Zwar wird in „Casino“ nicht klar, wie viel Zeit Bond im Sanatorium verbringt, um wieder auf die Beine zu kommen. Und es lässt sich auch nicht abschätzen, wie lang er schon mit Vesper unterwegs war, bevor die beiden nach Venedig kommen. Doch es gibt Hinweise darauf, dass diese Zeit nicht allzu lang war. „M won't miss me for a couple of days“, sagt Bond, nachdem er die Klinik verlassen hat und mit Vesper an einem einsamen Strand liegt. Und weiter: "She'll be too busy sweating Mathis.“ Mathis wird also noch verhört. In Venedig angekommen, fragt Vesper Bond, bevor sie zur Bank geht, wie viel Geld die beiden brauchen werden, um sich wie geplant einen Monat lang durch die Weltgeschichte treiben zu lassen – ein Indiz dafür, dass die Zeit des Treibenlassens noch nicht wirklich begonnen hat. Und auch nach dem Finale in Venedig ist Mathis noch im Gewahrsam des MI6. „Keep sweating Mathis“, sagt Bond zu M, als sie über den Tod von Vesper sprechen. Dann stellt M noch fest, dass die Spur zu den Hintermännern kalt sei. Und Bond entdeckt in Verspers Handy die Telefonnummer von Mr. White, die die Spur wieder heiß macht.

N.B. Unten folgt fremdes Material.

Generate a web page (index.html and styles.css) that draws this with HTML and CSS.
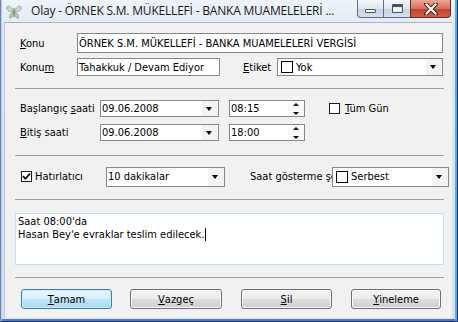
FILE: index.html
```html
<!DOCTYPE html>
<html>
<head>
<meta charset="utf-8">
<link rel="stylesheet" href="styles.css">
</head>
<body>
<div class="window">
  <div class="titlebar">
    <svg class="appicon" width="16" height="16" viewBox="0 0 16 16">
      <path d="M8 8 C5 2 2 1 1 3 C0 6 3 8 8 8 Z" fill="#c9d9c3" stroke="#8aa086" stroke-width="0.8"/>
      <path d="M8 8 C11 2 14 1 15 3 C16 6 13 8 8 8 Z" fill="#c9d9c3" stroke="#8aa086" stroke-width="0.8"/>
      <path d="M8 8 C5 9 2 12 4 14 C6 15 7 11 8 8 Z" fill="#b8ccb2" stroke="#8aa086" stroke-width="0.8"/>
      <path d="M8 8 C11 9 14 12 12 14 C10 15 9 11 8 8 Z" fill="#b8ccb2" stroke="#8aa086" stroke-width="0.8"/>
      <path d="M8 4 L8 13" stroke="#6d7d68" stroke-width="1"/>
    </svg>
    <span class="title">Olay - ÖRNEK S.M. MÜKELLEFİ - BANKA MUAMELELERİ ...</span>
    <div class="caption-btns">
      <div class="cbtn cmin"><span class="g-min"></span></div>
      <div class="cbtn cmax"><span class="g-max"></span></div>
      <div class="cbtn cclose">
        <svg width="14" height="12" viewBox="0 0 14 12">
          <path d="M2 1 L12 11 M12 1 L2 11" stroke="#4a1a14" stroke-width="4" stroke-linecap="square"/>
          <path d="M2.5 1.5 L11.5 10.5 M11.5 1.5 L2.5 10.5" stroke="#ffffff" stroke-width="2.2" stroke-linecap="square"/>
        </svg>
      </div>
    </div>
  </div>
  <div class="client">
    <div class="row row1">
      <span class="lbl w57"><u>K</u>onu</span>
      <div class="edit konu">ÖRNEK S.M. MÜKELLEFİ - BANKA MUAMELELERİ VERGİSİ</div>
    </div>
    <div class="row row2">
      <span class="lbl w57">Konu<u>m</u></span>
      <div class="edit konum">Tahakkuk / Devam Ediyor</div>
      <span class="lbl etiket"><u>E</u>tiket</span>
      <div class="combo etiketcombo">
        <span class="swatch"></span><span class="ctext">Yok</span>
        <span class="arrow"></span>
      </div>
    </div>
    <div class="sep sep1"></div>
    <div class="row row3">
      <span class="lbl w80">Başlangıç <u>s</u>aati</span>
      <div class="combo date"><span class="ctext">09.06.2008</span><span class="arrow"></span></div>
      <div class="spin"><span class="ctext">08:15</span><span class="spinbtns"><span class="up"></span><span class="down"></span></span></div>
      <span class="check allday"></span>
      <span class="chklbl"><u>T</u>üm Gün</span>
    </div>
    <div class="row row4">
      <span class="lbl w80"><u>B</u>itiş saati</span>
      <div class="combo date"><span class="ctext">09.06.2008</span><span class="arrow"></span></div>
      <div class="spin"><span class="ctext">18:00</span><span class="spinbtns"><span class="up"></span><span class="down"></span></span></div>
    </div>
    <div class="sep sep2"></div>
    <div class="row row5">
      <div class="chkcell">
        <span class="check checked">
          <svg width="9" height="9" viewBox="0 0 9 9"><path d="M1 4.2 L3.4 6.8 L8 1.6" fill="none" stroke="#000" stroke-width="1.7"/></svg>
        </span>
        <span class="chklbl2">Hatırlatıcı</span>
      </div>
      <div class="combo remind"><span class="ctext">10 dakikalar</span><span class="arrow"></span></div>
      <span class="lbl showas">Saat gösterme şekli</span>
      <div class="combo showcombo"><span class="swatch"></span><span class="ctext">Serbest</span><span class="arrow"></span></div>
    </div>
    <div class="sep sep3"></div>
    <div class="memo">Saat 08:00'da<br>Hasan Bey'e evraklar teslim edilecek.<span class="caret"></span></div>
    <div class="sep sep4"></div>
    <div class="row buttons">
      <div class="btn default b1"><u>T</u>amam</div>
      <div class="btn b2"><u>V</u>azgeç</div>
      <div class="btn b3"><u>S</u>il</div>
      <div class="btn b4"><u>Y</u>ineleme</div>
    </div>
  </div>
</div>
</body>
</html>
```

FILE: styles.css
```css
* { box-sizing: border-box; }
html, body { margin: 0; padding: 0; }
body { width: 458px; height: 322px; overflow: hidden; background: #fff; }

.window {
  width: 458px;
  height: 322px;
  display: flex;
  flex-direction: column;
  background: linear-gradient(#eef3f9, #dfe8f3 30px, #d6e1ee);
  border-left: 1px solid #6d80b8;
  border-right: 1px solid #1d2f50;
  border-bottom: 1px solid #253a66;
  box-shadow: inset 1px 0 0 #b7c9e6, inset -2px 0 0 #59a8f0, inset 0 -2px 0 #4a78c8;
}

.titlebar {
  height: 22px;
  flex: none;
  display: flex;
  align-items: flex-start;
  position: relative;
}
.appicon { margin: 4px 0 0 5px; flex: none; }
.title {
  margin: 3px 0 0 9px;
  font-family: "Open Sans", "Noto Sans", sans-serif;
  font-size: 12px;
  line-height: 16px;
  color: #1a1a1a;
  white-space: nowrap;
  letter-spacing: -0.2px;
}
.caption-btns {
  position: absolute;
  right: 6px;
  top: 0;
  display: flex;
  height: 18px;
}
.cbtn {
  height: 18px;
  display: flex;
  align-items: center;
  justify-content: center;
  border: 1px solid #5d6d85;
  border-top: none;
  background: linear-gradient(#f4f7fb, #dde5ef 50%, #c7d3e2 51%, #d6e0ec);
}
.cmin { width: 26px; border-radius: 0 0 0 4px; border-right: none; }
.cmax { width: 27px; border-right: none; }
.cclose {
  width: 41px;
  border-radius: 0 0 4px 0;
  border-color: #6b2a22;
  background: linear-gradient(#eaa696, #d9705e 50%, #c0402c 51%, #d35e44);
}
.g-min { width: 11px; height: 4px; margin-top: 5px; border: 1px solid #4a5366; background: #fff; border-radius: 1px; }
.g-max { width: 11px; height: 9px; border: 1px solid #4a5366; border-top-width: 3px; background: #fff; border-radius: 1px; box-shadow: inset 0 0 0 1px #e8ecf2; }

.client {
  flex: 1;
  margin: 0 5px 3px 3px;
  background: #f1f1f1;
  border-top: 1px solid #a9b5c6;
  border-left: 1px solid #b9c6da;
  display: flex;
  flex-direction: column;
  padding: 10px 0 0 10px;
  font-family: "DejaVu Sans Condensed", "DejaVu Sans", sans-serif;
  font-size: 11px;
  color: #000;
}

.row { display: flex; align-items: center; flex: none; }
.lbl { white-space: nowrap; flex: none; margin-left: 5px; }
.w57 { width: 57px; }
.w80 { width: 80px; }

.row1 { height: 20px; }
.row2 { height: 18px; margin-top: 5px; }
.row3 { height: 17px; margin-top: 11px; }
.row4 { height: 17px; margin-top: 7px; }
.row5 { height: 21px; margin-top: 10px; }
.memo { margin-top: 13px; }
.buttons { height: 20px; margin-top: 11px; }

.edit, .combo, .spin {
  background: #fff;
  border: 1px solid #828790;
  height: 100%;
  display: flex;
  align-items: center;
  white-space: nowrap;
  overflow: hidden;
  flex: none;
  padding-left: 1px;
}
.konu { width: 366px; }
.konum { width: 143px; }
.etiket { width: 34px; margin-left: 23px; }
.etiketcombo { width: 166px; }

.swatch {
  width: 12px; height: 12px;
  border: 1px solid #000;
  background: #fff;
  margin: 0 3px 0 2px;
  flex: none;
}
.ctext { flex: 1; }
.arrow {
  flex: none;
  width: 16px;
  height: 100%;
  background: #f4f4f4 ;
  position: relative;
}
.arrow::after {
  content: "";
  position: absolute;
  left: 4px;
  top: 50%;
  margin-top: -2px;
  border-left: 3.5px solid transparent;
  border-right: 3.5px solid transparent;
  border-top: 4px solid #000;
}

.date { width: 119px; }
.spin { width: 76px; margin-left: 10px; }
.spinbtns { width: 16px; height: 100%; display: flex; flex-direction: column; flex: none; }
.spinbtns span { flex: 1; position: relative; }
.spinbtns .up::after {
  content: ""; position: absolute; left: 5px; top: 2px;
  border-left: 3px solid transparent; border-right: 3px solid transparent;
  border-bottom: 3px solid #000;
}
.spinbtns .down::after {
  content: ""; position: absolute; left: 5px; top: 3px;
  border-left: 3px solid transparent; border-right: 3px solid transparent;
  border-top: 3px solid #000;
}

.check {
  width: 11px; height: 11px;
  border: 1px solid #1c1c1c;
  background: #fff;
  flex: none;
  display: flex;
  align-items: center;
  justify-content: center;
}
.allday { margin-left: 24px; }
.chklbl { margin-left: 5px; }
.chkcell { width: 85px; margin-left: 6px; display: flex; align-items: center; flex: none; }
.chklbl2 { margin-left: 3px; }
.remind { width: 119px; height: 20px; }
.showas { width: 82px; margin-left: 25px; overflow: hidden; }
.showcombo { width: 117px; height: 20px; }

.sep { height: 1px; width: 429px; background: #a0a0a0; flex: none; }
.sep1 { margin-top: 12px; }
.sep2 { margin-top: 14px; }
.sep3 { margin-top: 12px; }
.sep4 { margin-top: 12px; }

.memo {
  width: 429px;
  height: 52px;
  background: #fff;
  border: 1px solid #bfe0f0;
  padding: 1px 0 0 2px;
  line-height: 13px;
  flex: none;
}
.caret { display: inline-block; width: 1px; height: 13px; background: #000; vertical-align: top; margin-left: 1px; }

.btn {
  height: 20px;
  flex: none;
  display: flex;
  align-items: center;
  justify-content: center;
  border: 1px solid #707070;
  border-radius: 3px;
  background: linear-gradient(#f2f2f2, #ebebeb 50%, #dddddd 51%, #cfcfcf);
  box-shadow: inset 0 0 0 1px #fbfbfb;
}
.default {
  border-color: #3c7fb1;
  background: linear-gradient(#eaf6fd, #d9f0fc 50%, #bee6fd 51%, #a7d9f5);
  box-shadow: inset 0 0 0 1px #cdeaf9;
}
.b1 { width: 91px; margin-left: 6px; }
.b2 { width: 92px; margin-left: 18px; }
.b3 { width: 91px; margin-left: 19px; }
.b4 { width: 90px; margin-left: 19px; }
```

Nun kommt der Zeitsprung: Bond macht sich daran, den mysteriösen Mr. White aufzuspüren. Was sich offenbar durchaus schwierig gestaltet. Denn immerhin wird, während Bond nach White sucht, Mathis für unschuldig erklärt und entschädigt und Leiter zum zweiten Mann der CIA in Südamerika befördert. Allein, was Bond in dieser Zeit genau treibt und wie groß die Zeitspanne ist, bleibt ein Geheimnis. Denn in „Casino“ geht es direkt mit der letzten Sequenz weiter, an die „Quantum“  dann nahezu nahtlos anschließt.